A Baton Rouge man accused of fatally shooting an unarmed panhandler outside Trader Joe's last summer was indicted Wednesday on a second-degree murder charge.
Jace Boyd, 24, of the 100 block of McDonald Avenue, has been free on $300,000 bond since a week after his Aug. 27 second-degree murder arrest in the Aug. 22 killing of Danny Buckley — an arrest that followed significant public outcry. Police initially didn't detain him after he approached officers and said he had killed the man.
The night of the shooting, Buckley approached Boyd's vehicle in the Trader Joe's parking lot to request money from him, leading the two to argue through the car window, Boyd's arrest warrant states. At some point, Buckley walked away and approached a young woman instead.
Boyd then got out of his car and yelled at Buckley, 61, to "leave people alone because he was scaring them," according to the warrant. As Buckley turned back to Boyd and began to approach him, Boyd armed himself with a gun, pointed it at Buckley and tried to shoot him — but the weapon misfired.
Although Buckley remained "out of reach," and was unarmed, Boyd lowered the gun and reloaded it, firing one shot into Buckley's abdomen, police say.
While handing up the indictment Wednesday, the grand jurors also charged Boyd with one count of illegal use of a weapon.
The indictment alleges that Boyd "intentionally or in a criminally negligent way" discharged a firearm "where it was foreseeable that it may result in death or great bodily harm to a human being."
Boyd contacted Baton Rouge police on the scene and identified himself, then admitted to killing Buckley during an interview with detectives later that night. He was released without charges after he said he was defending himself and others from Buckley, who was "aggressively harassing customers" in the parking lot, according to a police report.
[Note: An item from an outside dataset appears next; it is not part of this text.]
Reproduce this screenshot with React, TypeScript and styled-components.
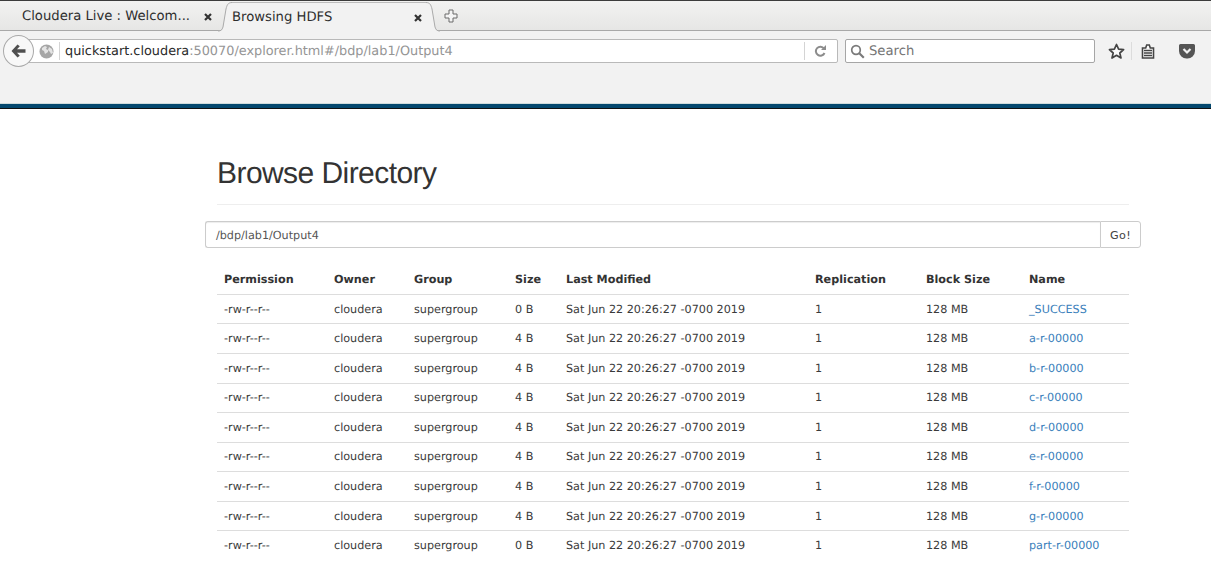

"We are firmly convinced that he is not guilty ... and that it was a self-defense situation," attorney J. Arthur Smith III, who represents Boyd, said after learning of the indictment.
At least one witness has stated publicly that she did not feel threatened when Buckley approached her asking for money.
Boyd's arrest came after Mayor-President Sharon Weston Broome issued a statement calling for a thorough review of the case. Buckley, a father, was a Black man. Boyd is White.
Ryan Thompson, an attorney for the Buckley family, said Wednesday that history provides evidence "of why Black folks don't trust the system."
"However, today's indictment is a step towards building the foundation for a dream that was never fulfilled," he said. "That dream is that Black folks are truly recognized as full citizens and are afforded the same protections as every other American."
Second-degree murder carries a mandatory sentence of life in prison.
The East Baton Rouge Parish grand jury had the option of indicting Boyd on a lesser charge, manslaughter or negligent homicide. Manslaughter is punishable by up to 40 years behind bars. Negligent homicide carries up to five years in prison. The grand jury also could have chosen not to indict him at all.
The case has been assigned to state District Judge Kelly Balfour.
Attorneys for the Buckley family have claimed the shooting constituted a hate crime. The lawyers have questioned whether police would have handled the case differently if a young Black man shot an older White man in the same upscale Perkins Road shopping center.
American Civil Liberties Union of Louisiana Executive Director Alanah Odoms Hebert has also said there's "not a shadow of a doubt" that if Boyd were Black, he would not have been respectfully questioned and then released by investigators the night of the shooting.
Buckley was a somewhat familiar figure in the area. Neighbors and store employees reported having seen him before in that same parking lot, where he would sometimes ask people for money.